The flags that come up most consistently: unpermitted deck and addition work, flood zone compliance gaps, and foundation issues related to ledge that weren’t properly evaluated. Portland deals get the most favorable terms given deeper comparable sales and stronger buyer pools. Remote and rural properties face meaningful ARV haircuts. Geotechnical reports on soil and ledge conditions can be the difference between smooth funding and additional conditions.
Common Mistakes to Avoid
Ignoring ledge rock excavation risk is the most consequential budget mistake in Maine. Blasting and specialized foundation work can add costs that weren’t remotely in the original scope, and the only way to get ahead of it is geotechnical input before you finalize your numbers. Underbudgeting for winter damage — roofs and siding that fail inspection after a freeze cycle, attic rot from ice dams, chimney heaving — is a close second.

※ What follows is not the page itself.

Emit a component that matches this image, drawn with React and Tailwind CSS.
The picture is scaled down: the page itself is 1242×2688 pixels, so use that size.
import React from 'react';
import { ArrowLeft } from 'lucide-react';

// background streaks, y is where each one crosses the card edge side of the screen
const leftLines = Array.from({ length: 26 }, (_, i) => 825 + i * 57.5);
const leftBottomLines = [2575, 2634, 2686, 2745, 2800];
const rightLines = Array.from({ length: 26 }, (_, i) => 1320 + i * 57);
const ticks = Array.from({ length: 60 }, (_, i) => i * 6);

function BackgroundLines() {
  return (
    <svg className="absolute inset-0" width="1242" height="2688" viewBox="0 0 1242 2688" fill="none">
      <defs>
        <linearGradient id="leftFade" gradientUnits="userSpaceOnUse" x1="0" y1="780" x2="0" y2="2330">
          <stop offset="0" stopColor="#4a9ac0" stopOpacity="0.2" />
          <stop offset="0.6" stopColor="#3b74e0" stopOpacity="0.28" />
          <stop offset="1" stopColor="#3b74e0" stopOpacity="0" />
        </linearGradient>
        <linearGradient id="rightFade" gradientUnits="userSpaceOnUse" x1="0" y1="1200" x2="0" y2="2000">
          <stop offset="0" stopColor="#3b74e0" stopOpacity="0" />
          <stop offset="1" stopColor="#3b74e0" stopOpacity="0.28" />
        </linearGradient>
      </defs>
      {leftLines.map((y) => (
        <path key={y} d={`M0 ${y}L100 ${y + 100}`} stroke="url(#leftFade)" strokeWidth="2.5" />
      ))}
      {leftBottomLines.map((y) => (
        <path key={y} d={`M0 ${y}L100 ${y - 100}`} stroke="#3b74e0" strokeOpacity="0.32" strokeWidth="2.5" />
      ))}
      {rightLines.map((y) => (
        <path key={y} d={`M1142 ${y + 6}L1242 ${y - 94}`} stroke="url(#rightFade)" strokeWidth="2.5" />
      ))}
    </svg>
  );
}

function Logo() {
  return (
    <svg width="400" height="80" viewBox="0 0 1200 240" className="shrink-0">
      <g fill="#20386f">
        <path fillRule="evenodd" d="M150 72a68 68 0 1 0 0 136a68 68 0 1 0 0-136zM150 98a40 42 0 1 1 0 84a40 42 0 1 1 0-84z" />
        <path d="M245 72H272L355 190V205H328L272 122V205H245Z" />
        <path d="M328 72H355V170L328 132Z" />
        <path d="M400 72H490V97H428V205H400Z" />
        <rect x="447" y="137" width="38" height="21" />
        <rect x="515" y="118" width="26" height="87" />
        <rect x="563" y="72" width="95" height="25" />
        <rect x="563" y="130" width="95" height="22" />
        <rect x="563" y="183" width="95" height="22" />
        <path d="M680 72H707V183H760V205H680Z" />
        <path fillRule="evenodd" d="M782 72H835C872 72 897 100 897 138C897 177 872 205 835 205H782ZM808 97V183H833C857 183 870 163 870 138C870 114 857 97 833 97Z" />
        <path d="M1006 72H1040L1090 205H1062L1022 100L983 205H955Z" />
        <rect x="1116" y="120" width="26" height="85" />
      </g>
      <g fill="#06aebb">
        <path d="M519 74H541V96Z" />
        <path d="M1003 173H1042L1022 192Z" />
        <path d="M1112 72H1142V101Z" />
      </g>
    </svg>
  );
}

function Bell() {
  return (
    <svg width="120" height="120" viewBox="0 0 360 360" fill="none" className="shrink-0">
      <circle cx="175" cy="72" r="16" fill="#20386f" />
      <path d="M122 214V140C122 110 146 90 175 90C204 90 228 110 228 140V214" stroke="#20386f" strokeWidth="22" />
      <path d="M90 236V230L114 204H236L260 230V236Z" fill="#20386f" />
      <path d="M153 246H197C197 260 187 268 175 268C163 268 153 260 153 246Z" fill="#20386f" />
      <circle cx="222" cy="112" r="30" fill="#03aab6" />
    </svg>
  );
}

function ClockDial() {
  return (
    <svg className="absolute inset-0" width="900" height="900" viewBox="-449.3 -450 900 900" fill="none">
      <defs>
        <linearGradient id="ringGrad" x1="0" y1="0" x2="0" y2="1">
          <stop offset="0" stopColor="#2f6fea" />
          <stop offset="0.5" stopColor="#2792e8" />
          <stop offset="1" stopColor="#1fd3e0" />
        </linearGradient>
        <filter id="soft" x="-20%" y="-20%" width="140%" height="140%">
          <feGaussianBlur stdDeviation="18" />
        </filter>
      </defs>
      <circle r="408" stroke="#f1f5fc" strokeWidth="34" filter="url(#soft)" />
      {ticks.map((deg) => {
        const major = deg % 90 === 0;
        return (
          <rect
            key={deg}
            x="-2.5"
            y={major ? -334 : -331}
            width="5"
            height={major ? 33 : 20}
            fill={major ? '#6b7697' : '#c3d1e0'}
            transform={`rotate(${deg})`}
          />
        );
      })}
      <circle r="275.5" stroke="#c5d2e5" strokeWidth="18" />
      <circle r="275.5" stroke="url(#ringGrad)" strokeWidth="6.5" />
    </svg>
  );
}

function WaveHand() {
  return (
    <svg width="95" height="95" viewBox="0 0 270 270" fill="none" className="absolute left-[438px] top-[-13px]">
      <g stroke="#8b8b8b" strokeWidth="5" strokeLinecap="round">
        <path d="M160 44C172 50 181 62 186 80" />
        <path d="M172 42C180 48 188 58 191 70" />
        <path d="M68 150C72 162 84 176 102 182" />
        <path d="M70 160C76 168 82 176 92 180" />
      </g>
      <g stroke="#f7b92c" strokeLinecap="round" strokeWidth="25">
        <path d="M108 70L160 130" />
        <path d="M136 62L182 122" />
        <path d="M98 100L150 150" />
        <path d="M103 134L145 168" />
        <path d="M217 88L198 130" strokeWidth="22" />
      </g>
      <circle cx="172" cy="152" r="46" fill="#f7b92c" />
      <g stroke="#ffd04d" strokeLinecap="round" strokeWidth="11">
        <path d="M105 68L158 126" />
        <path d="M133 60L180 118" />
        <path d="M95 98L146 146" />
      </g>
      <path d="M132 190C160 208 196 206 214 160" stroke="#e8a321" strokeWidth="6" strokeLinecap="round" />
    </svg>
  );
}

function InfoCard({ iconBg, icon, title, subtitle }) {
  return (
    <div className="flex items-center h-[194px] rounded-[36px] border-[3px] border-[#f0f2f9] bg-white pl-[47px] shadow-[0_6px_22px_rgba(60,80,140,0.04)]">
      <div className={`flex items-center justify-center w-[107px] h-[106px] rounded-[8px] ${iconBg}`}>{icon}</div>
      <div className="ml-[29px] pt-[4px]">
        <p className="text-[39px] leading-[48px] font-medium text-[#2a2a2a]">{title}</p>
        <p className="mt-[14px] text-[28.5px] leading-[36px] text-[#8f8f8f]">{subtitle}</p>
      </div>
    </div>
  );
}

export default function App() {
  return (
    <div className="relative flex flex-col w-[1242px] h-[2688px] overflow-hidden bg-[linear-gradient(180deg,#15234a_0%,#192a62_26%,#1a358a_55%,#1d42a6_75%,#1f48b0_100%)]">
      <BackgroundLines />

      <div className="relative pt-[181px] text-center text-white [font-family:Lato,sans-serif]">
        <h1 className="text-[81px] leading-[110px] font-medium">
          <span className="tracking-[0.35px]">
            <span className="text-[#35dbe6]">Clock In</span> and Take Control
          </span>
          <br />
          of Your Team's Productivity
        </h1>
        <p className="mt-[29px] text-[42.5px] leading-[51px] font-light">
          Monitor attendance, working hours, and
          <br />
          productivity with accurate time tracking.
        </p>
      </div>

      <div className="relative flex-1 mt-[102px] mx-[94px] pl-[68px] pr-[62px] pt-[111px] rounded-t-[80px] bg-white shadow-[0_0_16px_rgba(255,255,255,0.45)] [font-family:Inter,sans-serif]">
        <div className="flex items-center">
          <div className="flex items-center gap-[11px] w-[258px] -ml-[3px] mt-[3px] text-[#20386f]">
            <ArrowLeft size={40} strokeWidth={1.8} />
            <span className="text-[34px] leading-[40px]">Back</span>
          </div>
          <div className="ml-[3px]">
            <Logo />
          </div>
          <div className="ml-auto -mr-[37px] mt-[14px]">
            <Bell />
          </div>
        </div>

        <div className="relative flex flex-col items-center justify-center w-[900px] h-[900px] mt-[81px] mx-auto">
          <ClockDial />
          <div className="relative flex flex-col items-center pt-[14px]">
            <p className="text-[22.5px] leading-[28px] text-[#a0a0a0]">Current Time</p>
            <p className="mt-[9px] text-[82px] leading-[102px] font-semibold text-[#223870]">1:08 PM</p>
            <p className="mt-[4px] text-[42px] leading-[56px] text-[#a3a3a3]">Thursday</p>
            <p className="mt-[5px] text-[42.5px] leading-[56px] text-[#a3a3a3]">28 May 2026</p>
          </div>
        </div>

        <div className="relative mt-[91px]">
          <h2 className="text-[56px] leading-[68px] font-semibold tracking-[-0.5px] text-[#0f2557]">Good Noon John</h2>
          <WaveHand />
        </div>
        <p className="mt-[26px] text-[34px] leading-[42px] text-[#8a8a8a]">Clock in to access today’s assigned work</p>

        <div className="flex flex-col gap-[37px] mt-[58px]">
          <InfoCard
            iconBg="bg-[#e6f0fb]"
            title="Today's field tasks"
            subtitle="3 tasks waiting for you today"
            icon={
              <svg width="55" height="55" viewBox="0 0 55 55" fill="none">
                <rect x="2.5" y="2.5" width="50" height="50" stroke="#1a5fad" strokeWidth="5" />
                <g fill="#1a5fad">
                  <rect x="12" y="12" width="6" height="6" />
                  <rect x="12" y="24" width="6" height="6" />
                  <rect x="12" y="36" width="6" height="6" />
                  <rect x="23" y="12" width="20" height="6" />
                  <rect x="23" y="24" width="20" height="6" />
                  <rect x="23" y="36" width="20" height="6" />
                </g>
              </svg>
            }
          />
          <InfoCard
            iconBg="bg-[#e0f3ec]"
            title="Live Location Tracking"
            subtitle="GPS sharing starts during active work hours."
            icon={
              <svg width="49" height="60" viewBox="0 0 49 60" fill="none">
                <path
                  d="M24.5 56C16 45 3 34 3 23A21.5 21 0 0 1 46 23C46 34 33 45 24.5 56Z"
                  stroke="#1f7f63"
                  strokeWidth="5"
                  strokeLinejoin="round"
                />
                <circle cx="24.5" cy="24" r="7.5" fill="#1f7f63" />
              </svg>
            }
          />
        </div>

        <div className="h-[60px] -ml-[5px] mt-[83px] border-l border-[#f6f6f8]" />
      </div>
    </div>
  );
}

Skipping septic and perc tests before committing to a project is a genuine deal-killer risk in a state where ledge limits system options. Planning construction around tight seasonal windows without accounting for how quickly six months of viable building time can shrink further is one of the most common timeline mistakes in Maine. Overlooking shoreland setback requirements for coastal and lakefront work leads to stop-work situations that are difficult to resolve. And applying mainland exterior material assumptions — without accounting for salt air, frost, and ice — leads to repairs that weren’t in the budget.
The Bottom Line
Maine’s seasonal premiums, tourism demand, and distinctive housing stock reward investors who treat it as the specialized market it is. Ledge rock, freeze-thaw cycles, and compressed building seasons demand contingency budgets in the 30 to 40 percent range — and local expertise that understands what construction in Maine actually requires.
Research your specific municipality thoroughly, connect with Maine REIAs, and verify ledge conditions, septic viability, and shoreland requirements before you finalize your numbers. With off-season planning built in from the start and a team that knows the state’s realities, Maine can build genuine, enduring equity for prepared investors.